If it's hard to explain to a child why they can't play because some men in Switzerland don't allow it, how do you explain to two brothers that the older one cannot play at Barcelona, but the younger one can do so at Espanyol?
This is what is happening to the Kelleys, a family from north America who have been settled in the Catalan capital for a few years. They have two children who like football. The younger one, Kristian Kelley, plays totally normally, at Benjamin A level at Espanyol. The older one, Kevin, is in the Alevin C level at Barcelona but cannot play. The two are brothers, minors in age and with all their papers in order. But one can play and the other can't.
But nobody thinks that Espanyol have cheated and for this Kristian can play normally. Nothing of that - Espanyol have done things well. And Barcelona too.
The difference is in the FIFA rule, more than unjust, quite incoherent, which is different for minors of 10 years and those above that age.

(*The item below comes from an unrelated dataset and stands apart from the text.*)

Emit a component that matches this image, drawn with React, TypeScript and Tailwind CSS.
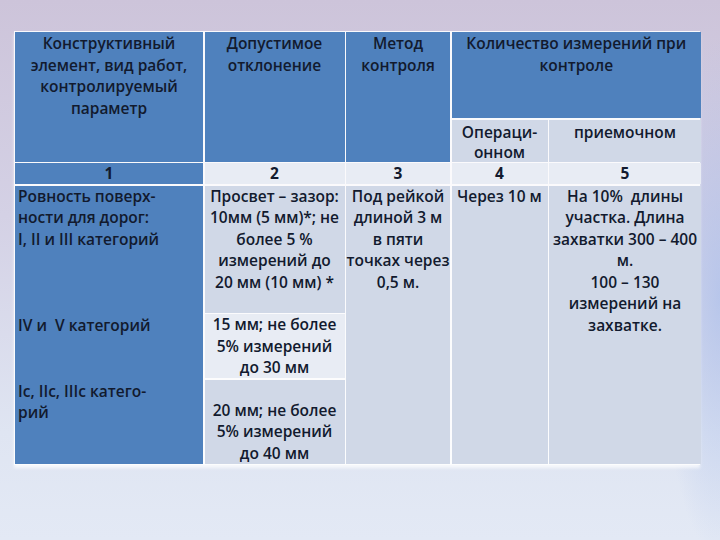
import React from 'react';

const ink = 'text-[#121a2e]';

function Lines({ lines }: { lines: string[] }) {
  return (
    <>
      {lines.map((l, i) => (
        <div key={i} className="whitespace-pre">
          {l}
        </div>
      ))}
    </>
  );
}

export default function App() {
  return (
    <div
      className={`w-[720px] h-[540px] overflow-hidden bg-[radial-gradient(ellipse_60px_260px_at_100%_55%,rgba(170,190,235,0.7),transparent),linear-gradient(to_bottom,#cdc4da_0%,#d4d1e5_40%,#dfe5f2_80%,#e3e9f5_100%)] pt-[31px] pl-[14px] ${ink}`}
      style={{ fontFamily: '"Open Sans", "Noto Sans", sans-serif' }}
    >
      <div className="grid w-[686px] grid-cols-[188px_140px_104px_96px_152px] grid-rows-[86px_42px_21px_127px_64px_84px] gap-[1.5px] bg-white/90 p-[1px] text-[15.5px] font-semibold leading-[21.5px] shadow-[0_3px_3px_rgba(255,255,255,0.7)]">
        {/* header */}
        <div className="row-span-2 bg-[#4f81bd] pt-[1px] text-center">
          <Lines lines={['Конструктивный', 'элемент, вид работ,', 'контролируемый', 'параметр']} />
        </div>
        <div className="row-span-2 bg-[#4f81bd] pt-[1px] text-center">
          <Lines lines={['Допустимое', 'отклонение']} />
        </div>
        <div className="row-span-2 bg-[#4f81bd] pt-[1px] text-center">
          <Lines lines={['Метод', 'контроля']} />
        </div>
        <div className="col-span-2 bg-[#4f81bd] pt-[1px] text-center">
          <Lines lines={['Количество измерений при', 'контроле']} />
        </div>
        <div className="bg-[#d0d8e7] pt-[2px] text-center leading-[20px]">
          <Lines lines={['Операци-', 'онном']} />
        </div>
        <div className="bg-[#d0d8e7] pt-[2px] text-center leading-[20px]">приемочном</div>

        {/* numbers */}
        <div className="bg-[#4f81bd] text-center font-bold leading-[21px]">1</div>
        <div className="bg-[#e8ecf4] text-center font-bold leading-[21px]">2</div>
        <div className="bg-[#e8ecf4] text-center font-bold leading-[21px]">3</div>
        <div className="bg-[#e8ecf4] text-center font-bold leading-[21px]">4</div>
        <div className="bg-[#e8ecf4] text-center font-bold leading-[21px]">5</div>

        {/* body */}
        <div className="row-span-3 grid grid-rows-[129px_66px_1fr] bg-[#4f81bd] pl-[3px] text-left">
          <div>
            <Lines lines={['Ровность поверх-', 'ности для дорог:', 'I, II и III категорий']} />
          </div>
          <div className="whitespace-pre">IV и  V категорий</div>
          <div>
            <Lines lines={['Ic, IIc, IIIc катего-', 'рий']} />
          </div>
        </div>
        <div className="bg-[#d0d8e7] text-center">
          <Lines lines={['Просвет – зазор:', '10мм (5 мм)*; не', 'более 5 %', 'измерений до', '20 мм (10 мм) *']} />
        </div>
        <div className="row-span-3 bg-[#d0d8e7] text-center">
          <Lines lines={['Под рейкой', 'длиной 3 м', 'в пяти', 'точках через', '0,5 м.']} />
        </div>
        <div className="row-span-3 bg-[#d0d8e7] text-center">Через 10 м</div>
        <div className="row-span-3 bg-[#d0d8e7] text-center">
          <Lines
            lines={['На 10%  длины', 'участка. Длина', 'захватки 300 – 400', 'м.', '100 – 130', 'измерений на', 'захватке.']}
          />
        </div>
        <div className="bg-[#e8ecf4] text-center">
          <Lines lines={['15 мм; не более', '5% измерений', 'до 30 мм']} />
        </div>
        <div className="bg-[#d0d8e7] pt-[20px] text-center">
          <Lines lines={['20 мм; не более', '5% измерений', 'до 40 мм']} />
        </div>
      </div>
    </div>
  );
}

Those above 10 have to present the CTI (Certificate of International Transfer) and under that, no. The CTI is a document that has to include, among other things, birth cirticifcate, academic desination, approval of the Federation of the country of origin, or certificate of work and residence of the parents.
This is why Kristian, who was born in 2006 and has not turned 10, can play without having the document, and Kevin, from 2005, has to present it. All legal. But very difficult to explain - and moreso to a child.